Tuesday, July 13, 2010

Our parasites, our selves

There’s a pretty good article in the NY Times this morning illustrating how having the right bacteria in your gut is essential to good health, the subject of a journal article that I wrote about earlier. We have co-evolved with the microbes in our environment, and they have ways of recognizing when they’ve reached a good home.


In addition to the trillions of bacteria in our gut, there are other residents of our intestines that we have evolved with—the myriad types of worms that parasitize us. Given the deservedly bad reputation of whipworm, ringworm, tapeworm, schistosomes, and their helminthic ilk, it comes as a surprise that the last ten years of research indicate that these worms can actually do us some good.


Our immune systems evolved in a world of worms; the worms evolved in the world of our immune system. For a worm to survive in our gut it has to somehow survive the assault of our immune system, and so evolution has favored those worms that have figured out how to tame an immune response. For us to have survived with such parasites, our immune system evolved with the assumption that it’s being restrained. If, with modern hygiene, the reins are off the immune system, it can run wild. So, we in the modern western world are far more likely to have allergic reactions and autoimmune disorders. If you can stomach it, you can now effectively treat your allergies not with antihistamines, but with intestinal worms purified from other peoples’ poop.


So far, most of the research on the interaction between human and worm has focused on the human half of the equation—exactly what immune cells are being stimulated and suppressed by the worms. People are now trying to understand the worms’ point of view.


Worms infect our guts, and use the nutrients that they steal from us to produce millions of eggs, which we spread by defecating. These eggs can infect another human when the eggs are eaten; it's polite to say that it’s oral-fecal contamination, but really it’s just getting stuff in your mouth that has some s#!t on it. The eggs don’t want to hatch until they are in the human gut, but what I find surprising is that the eggs do not recognize the human gut. The way they know that they’re in a human is by recognizing the bacteria that live in our gut. It's only when they see the right bacteria that they hatch (here's the movie):

A group of researchers at the University of Manchester studies whipworm, and tried hatching whipworm eggs in vitro. Initially, they found that the eggs hatched only if there was some material from the host animal’s gut present. Using a microscope, they found that the ends of the eggs that were ready to hatch were covered in bacteria (here treated so that they glow green).

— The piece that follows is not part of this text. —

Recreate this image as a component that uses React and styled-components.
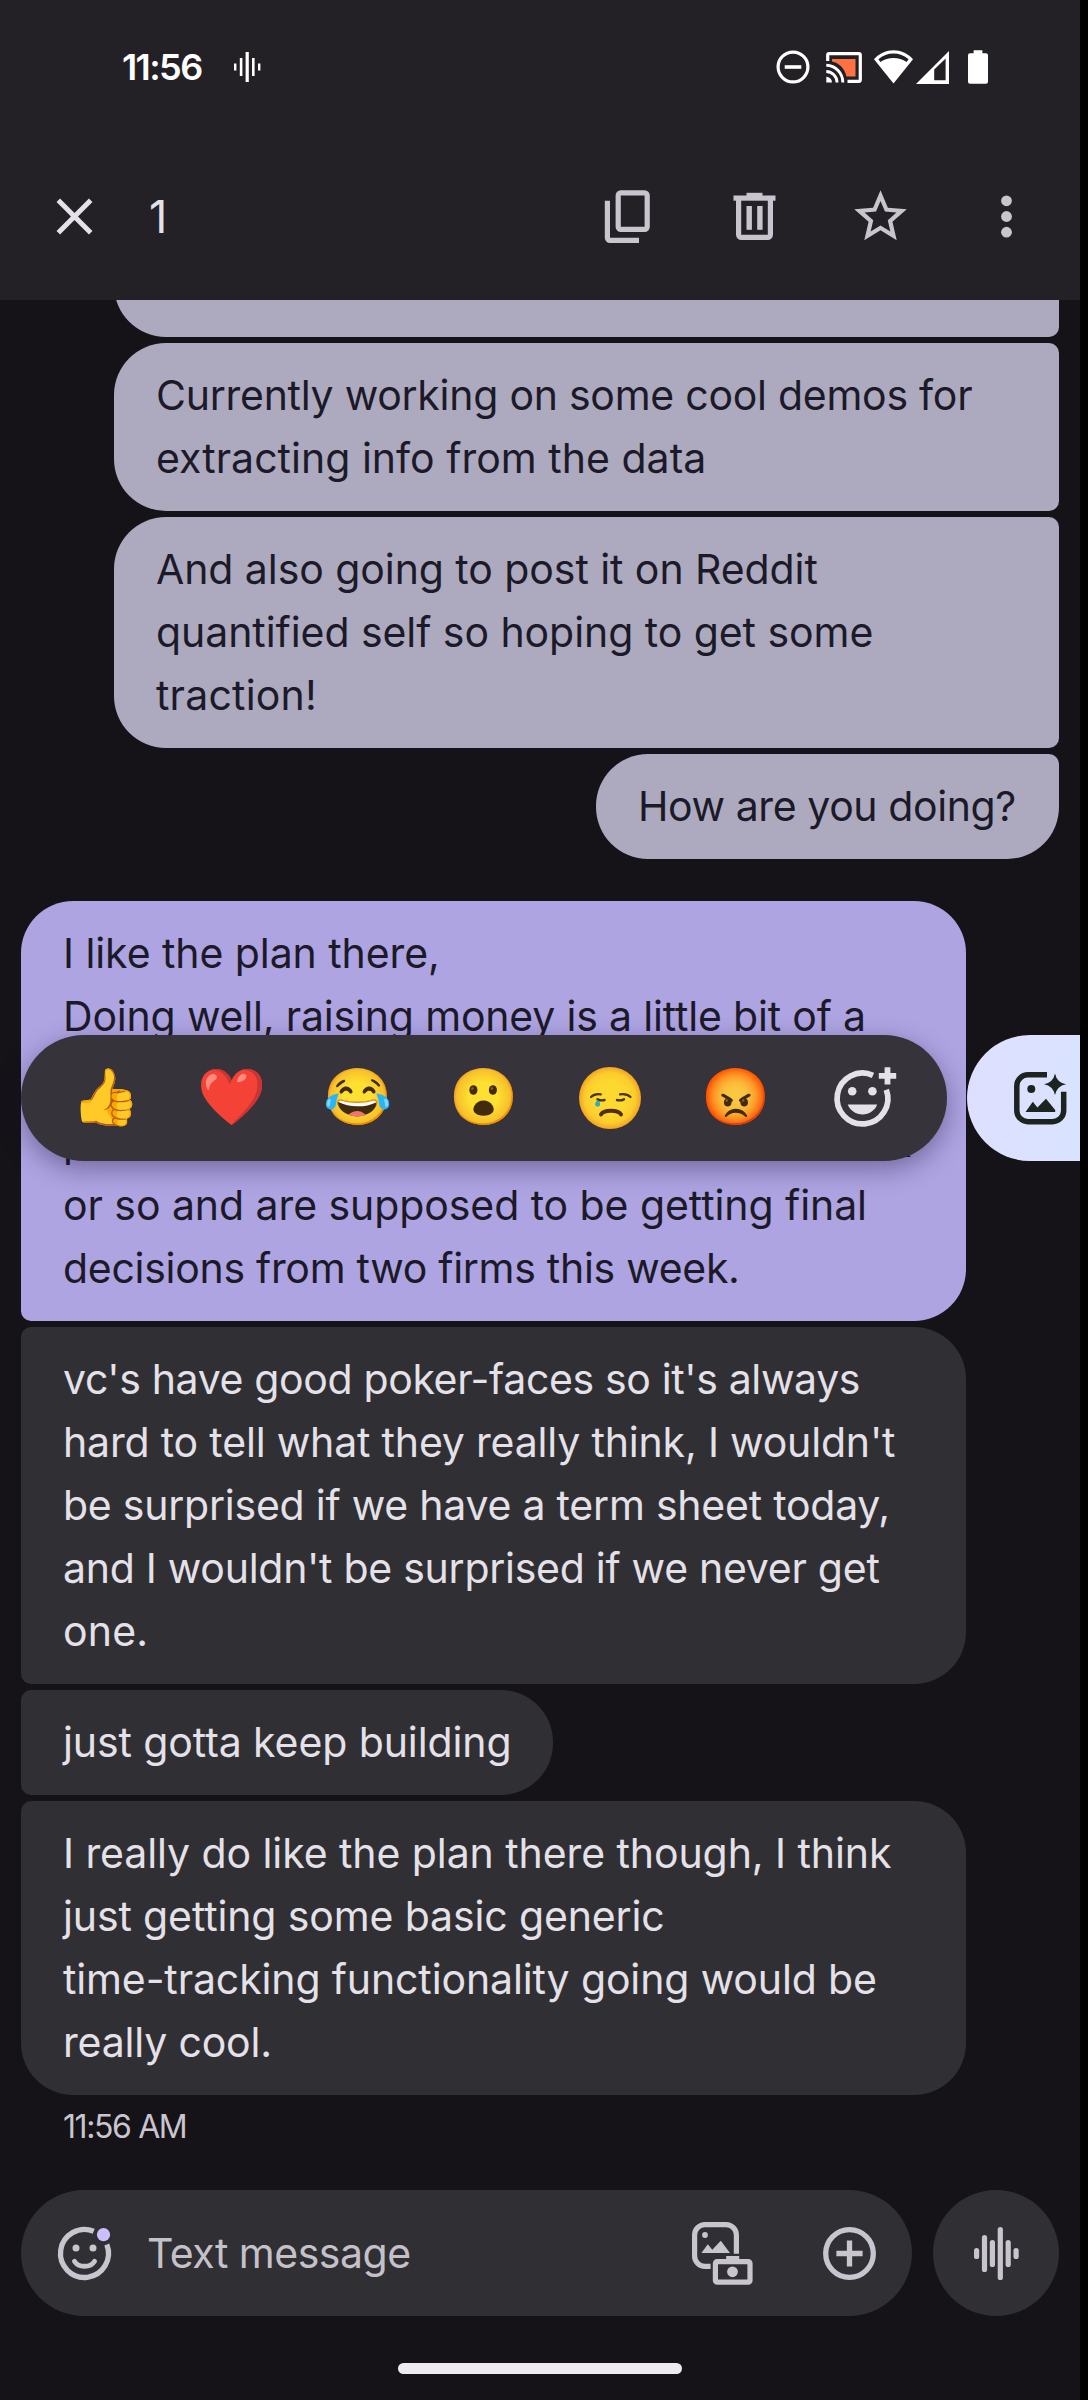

Some further experimentation showed that most of the inhabitants of the animal gut worked to trigger egg hatching, and that direct contact between the egg and the bacteria was absolutely necessary for hatching. But what is the nature of the interaction between bacteria and egg? Intestinal Bacteria produce a variety of protein structures that allow them to stick to their hosts’ cells. The “fimbriae,” or fringes, are little filaments of protein with extra-sticky proteins at their ends:

Bacterial cells that couldn’t make fimbriae, or those that had their fimbriae covered up, were both incapable of triggering egg hatching. So, that’s the bacterial side of the interaction; the worm’s egg side remains a little hazy, but the researchers guess that there is a receptor on the egg that is triggered by the fimbrial protein.


One cool aspect of this study is that they were able to show that this relationship has real-world significance. The researchers used mice, and treated them with strong antibiotics to remove most of the bacteria from their guts. After two days of this treatment, the mice were infected with whipworm eggs. After 18 days, they had about a third as many intestinal parasites as their siblings who had not been given antibiotics. That’s the good news; the bad news is that they have a rather extreme immune response to the worms, probably on account of not having enough bacteria in their guts. And of course, if worms do become established, they further regulate the immune system.


Hygiene is good—nobody argues for a return to the bad old days, in which pretty much everybody had multiple infections and suffered the harm they caused. But allergies and autoimmune diseases are bad. Hopefully, we will eventually understand the complicated evolutionary ménage a trois of ourselves, our bacteria, and our worms, and we can reach an equilibrium without worms or dust allergies.


K. S. Hayes, A. J. Bancroft, M. Goldrick, C. Portsmouth, I. S. Roberts, and R. K. Grencis (2010). Exploitation of the Intestinal Microflora by the Parasitic Nematode Trichuris muris. Science 328:1391-1394.